--- start ---
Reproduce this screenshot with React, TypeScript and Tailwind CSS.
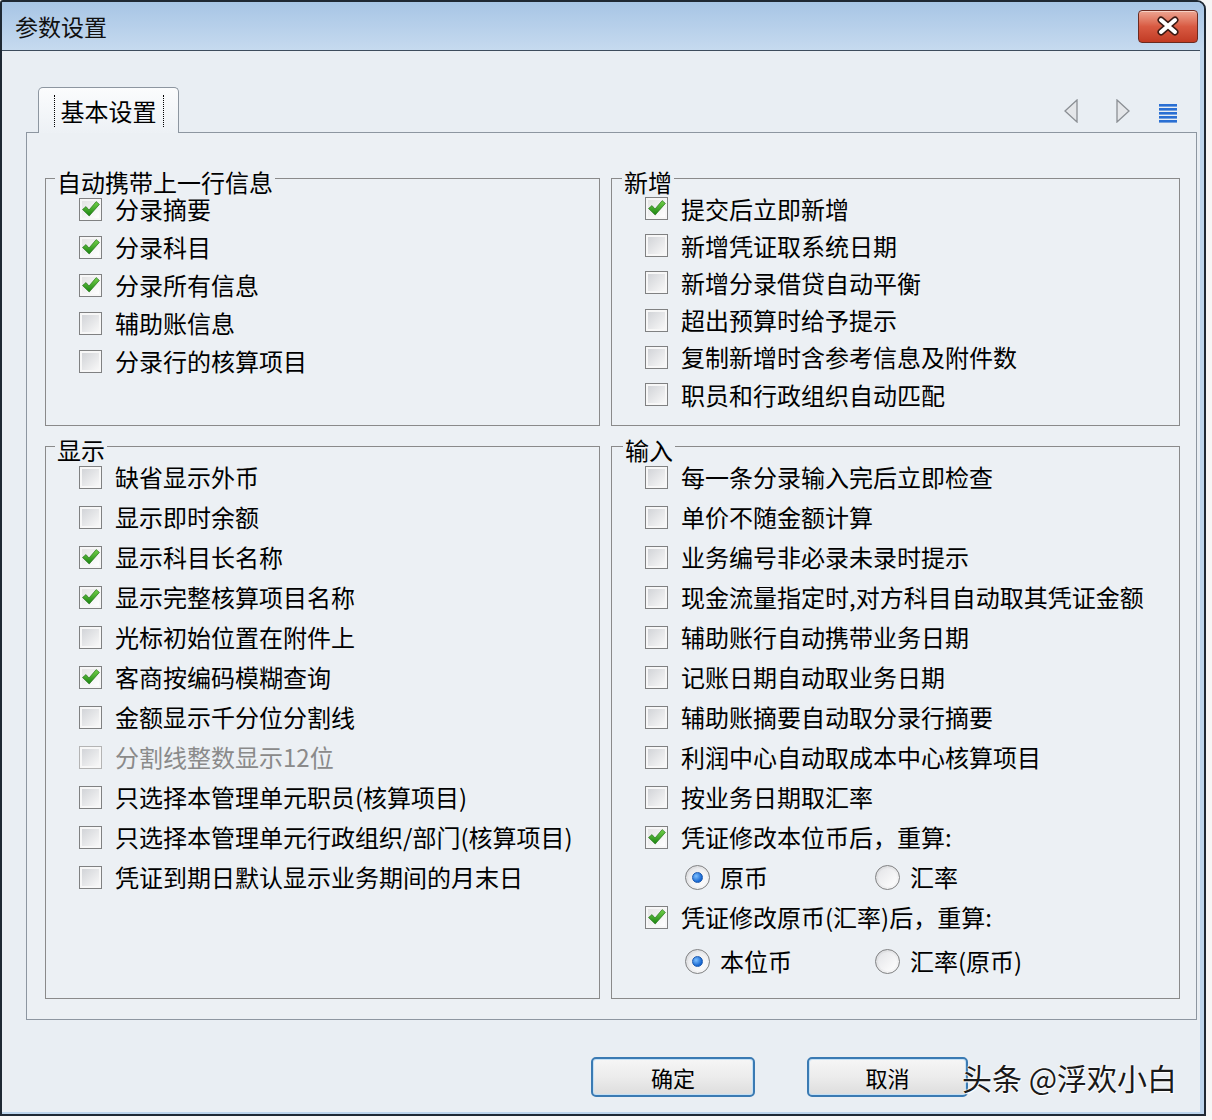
import React from 'react';

type Item = { label: string; checked?: boolean; disabled?: boolean };

const autoCarry: Item[] = [
  { label: '分录摘要', checked: true },
  { label: '分录科目', checked: true },
  { label: '分录所有信息', checked: true },
  { label: '辅助账信息' },
  { label: '分录行的核算项目' },
];

const addNew: Item[] = [
  { label: '提交后立即新增', checked: true },
  { label: '新增凭证取系统日期' },
  { label: '新增分录借贷自动平衡' },
  { label: '超出预算时给予提示' },
  { label: '复制新增时含参考信息及附件数' },
  { label: '职员和行政组织自动匹配' },
];

const display: Item[] = [
  { label: '缺省显示外币' },
  { label: '显示即时余额' },
  { label: '显示科目长名称', checked: true },
  { label: '显示完整核算项目名称', checked: true },
  { label: '光标初始位置在附件上' },
  { label: '客商按编码模糊查询', checked: true },
  { label: '金额显示千分位分割线' },
  { label: '分割线整数显示12位', disabled: true },
  { label: '只选择本管理单元职员(核算项目)' },
  { label: '只选择本管理单元行政组织/部门(核算项目)' },
  { label: '凭证到期日默认显示业务期间的月末日' },
];

const input: Item[] = [
  { label: '每一条分录输入完后立即检查' },
  { label: '单价不随金额计算' },
  { label: '业务编号非必录未录时提示' },
  { label: '现金流量指定时,对方科目自动取其凭证金额' },
  { label: '辅助账行自动携带业务日期' },
  { label: '记账日期自动取业务日期' },
  { label: '辅助账摘要自动取分录行摘要' },
  { label: '利润中心自动取成本中心核算项目' },
  { label: '按业务日期取汇率' },
];

function CheckBox({ checked, disabled }: { checked?: boolean; disabled?: boolean }) {
  return (
    <span
      className={`relative shrink-0 w-[23px] h-[23px] border ${
        disabled ? 'border-[#b4b4b4]' : 'border-[#808182]'
      } bg-[#f7f7f7] p-[2px]`}
    >
      <span
        className={`block w-full h-full ${
          checked
            ? 'bg-linear-to-br from-[#e4e4e4] to-[#ffffff]'
            : 'bg-linear-to-br from-[#d2d4d8] to-[#f8f8f8]'
        }`}
      />
      {checked && (
        <svg viewBox="0 0 21 21" className="absolute inset-0 w-[21px] h-[21px]">
          <defs>
            <linearGradient id="tick" x1="0" y1="0" x2="0" y2="1">
              <stop offset="0" stopColor="#74d24a" />
              <stop offset="1" stopColor="#1a8410" />
            </linearGradient>
          </defs>
          <path d="M2.5 10.5 L6 7.6 L9 11 L16.2 2.6 L19.4 5.4 L9.2 17 Z" fill="url(#tick)" stroke="#2a7420" strokeWidth="0.7" />
        </svg>
      )}
    </span>
  );
}

function Radio({ on }: { on?: boolean }) {
  return (
    <span className="relative shrink-0 w-[25px] h-[25px] rounded-full border border-[#808182] bg-linear-to-br from-[#d8d9dc] to-[#fbfbfb] flex items-center justify-center">
      <span className="w-[19px] h-[19px] rounded-full bg-linear-to-br from-[#e4e5e8] to-[#ffffff] flex items-center justify-center">
        {on && (
          <span className="w-[11px] h-[11px] rounded-full bg-[radial-gradient(circle_at_35%_35%,#7fc0ff,#1565d0_70%)] border border-[#1c5ab0]" />
        )}
      </span>
    </span>
  );
}

function Row({ item, h }: { item: Item; h: string }) {
  return (
    <div className={`flex items-center gap-[13px] ${h}`}>
      <CheckBox checked={item.checked} disabled={item.disabled} />
      <span className={`whitespace-nowrap ${item.disabled ? 'text-[#8a8a8a]' : 'text-black'}`}>{item.label}</span>
    </div>
  );
}

function Legend({ children, ml }: { children: React.ReactNode; ml: string }) {
  return <legend className={`${ml} px-[2px] pt-[8px] leading-[24px] text-black`}>{children}</legend>;
}

function RadioPair({ a, b }: { a: string; b: string }) {
  return (
    <div className="flex items-center h-[40px] pl-[40px]">
      <div className="flex items-center gap-[10px] w-[190px]">
        <Radio on />
        <span>{a}</span>
      </div>
      <div className="flex items-center gap-[10px]">
        <Radio />
        <span>{b}</span>
      </div>
    </div>
  );
}

export default function App() {
  return (
    <div className="relative w-[1212px] h-[1120px] bg-[#f6f6f6] overflow-hidden font-['Noto_Sans_CJK_SC','Noto_Sans',sans-serif] text-[24px] leading-[24px] text-black">
      <div className="w-[1206px] h-[1116px] border-2 border-[#1e2833] rounded-tr-[9px] rounded-tl-[3px] bg-[#bcd4ec] flex flex-col overflow-hidden">
        {/* title bar */}
        <div className="h-[48px] shrink-0 flex items-center justify-between pl-[13px] pr-[6px] bg-linear-to-b from-[#a7c5e5] to-[#c6daef]">
          <span className="text-[23px] text-[#111]">参数设置</span>
          <div className="w-[60px] h-[33px] rounded-[4px] border border-[#6b2a20] bg-linear-to-b from-[#eca592] via-[#d85a42] to-[#c23b24] shadow-[inset_0_1px_0_#f6d0c4] flex items-center justify-center">
            <svg width="24" height="20" viewBox="-12 -10 24 20">
              <path d="M-7 -6 L7 6 M7 -6 L-7 6" stroke="#3b1a14" strokeWidth="7" strokeLinecap="round" />
              <path d="M-7 -6 L7 6 M7 -6 L-7 6" stroke="#ffffff" strokeWidth="4" strokeLinecap="round" />
            </svg>
          </div>
        </div>

        {/* body */}
        <div className="flex-1 mr-[4px] mb-[2px] bg-[#e9eef3] border-t border-[#3d4c5c] flex flex-col">
          {/* tab strip */}
          <div className="h-[81px] shrink-0 flex items-end justify-between pl-[36px] pr-[23px]">
            <div className="relative z-10 -mb-px w-[141px] h-[46px] rounded-t-[5px] border border-b-0 border-[#8d96a0] bg-linear-to-b from-[#fbfcfd] to-[#edf1f5] flex items-center justify-center">
              <span className="border-x border-dotted border-black px-[6px] h-[32px] flex items-center text-[24px]">基本设置</span>
            </div>
            <div className="flex items-end mb-[9px]">
              <svg width="14" height="24" viewBox="0 0 14 24">
                <polygon points="13,1 1,12 13,23" fill="#e4e6e9" stroke="#8b8f94" strokeWidth="1.3" />
              </svg>
              <svg width="14" height="24" viewBox="0 0 14 24" className="ml-[38px]">
                <polygon points="1,1 13,12 1,23" fill="#e4e6e9" stroke="#8b8f94" strokeWidth="1.3" />
              </svg>
              <svg width="18" height="19" viewBox="0 0 18 19" className="ml-[29px]">
                {[0, 4, 8, 12, 16].map((y) => (
                  <rect key={y} x="0" y={y} width="18" height="2.6" fill="#2a6fd3" />
                ))}
              </svg>
            </div>
          </div>

          {/* tab page */}
          <div className="ml-[24px] mr-[3px] h-[888px] border border-[#8d96a0] bg-[#ecf0f4] pt-[29px] pl-[18px]">
            <div className="grid grid-cols-[555px_569px] gap-x-[11px] gap-y-[4px]">
              <fieldset className="min-w-0 h-[264px] border border-[#8a8a8a]">
                <Legend ml="ml-[9px]">自动携带上一行信息</Legend>
                <div className="-mt-[4px] pl-[33px] flex flex-col">
                  {autoCarry.map((it) => (
                    <Row key={it.label} item={it} h="h-[38px]" />
                  ))}
                </div>
              </fieldset>

              <fieldset className="min-w-0 h-[264px] border border-[#8a8a8a]">
                <Legend ml="ml-[10px]">新增</Legend>
                <div className="-mt-[4px] pl-[33px] flex flex-col">
                  {addNew.map((it) => (
                    <Row key={it.label} item={it} h="h-[37.2px]" />
                  ))}
                </div>
              </fieldset>

              <fieldset className="min-w-0 h-[569px] border border-[#8a8a8a]">
                <Legend ml="ml-[9px]">显示</Legend>
                <div className="-mt-[5px] pl-[33px] flex flex-col">
                  {display.map((it) => (
                    <Row key={it.label} item={it} h="h-[40px]" />
                  ))}
                </div>
              </fieldset>

              <fieldset className="min-w-0 h-[569px] border border-[#8a8a8a]">
                <Legend ml="ml-[11px]">输入</Legend>
                <div className="-mt-[5px] pl-[33px] flex flex-col">
                  {input.map((it) => (
                    <Row key={it.label} item={it} h="h-[40px]" />
                  ))}
                  <Row item={{ label: '凭证修改本位币后，重算:', checked: true }} h="h-[40px]" />
                  <RadioPair a="原币" b="汇率" />
                  <Row item={{ label: '凭证修改原币(汇率)后，重算:', checked: true }} h="h-[40px]" />
                  <div className="h-[48px] flex items-center">
                    <div className="w-full">
                      <RadioPair a="本位币" b="汇率(原币)" />
                    </div>
                  </div>
                </div>
              </fieldset>
            </div>
          </div>

          {/* buttons */}
          <div className="flex mt-[37px] pl-[589px] gap-[52px]">
            <button className="w-[164px] h-[40px] rounded-[5px] border-2 border-[#3a7ab3] bg-linear-to-b from-[#f6f6f6] via-[#ececec] to-[#dddddd] shadow-[inset_0_0_0_1px_#c4e0f5] text-[22px] text-black">
              确定
            </button>
            <button className="w-[161px] h-[40px] rounded-[5px] border-2 border-[#3a7ab3] bg-linear-to-b from-[#f6f6f6] via-[#ececec] to-[#dddddd] shadow-[inset_0_0_0_1px_#c4e0f5] text-[22px] text-black">
              取消
            </button>
          </div>
        </div>
      </div>

      {/* watermark */}
      <div className="absolute left-[962px] top-[1059px] text-[30px] leading-[36px] text-[#1a1a1a] whitespace-nowrap [text-shadow:0_0_2px_#fff,0_0_2px_#fff,1px_1px_1px_#fff]">
        头条 @浮欢小白
      </div>
    </div>
  );
}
--- end ---
• **Problem**:
Copy all lines of the listing above that contain the string "React".

• **Result of the exercise**:
Reproduce this screenshot with React, TypeScript and Tailwind CSS.
import React from 'react';
function Legend({ children, ml }: { children: React.ReactNode; ml: string }) {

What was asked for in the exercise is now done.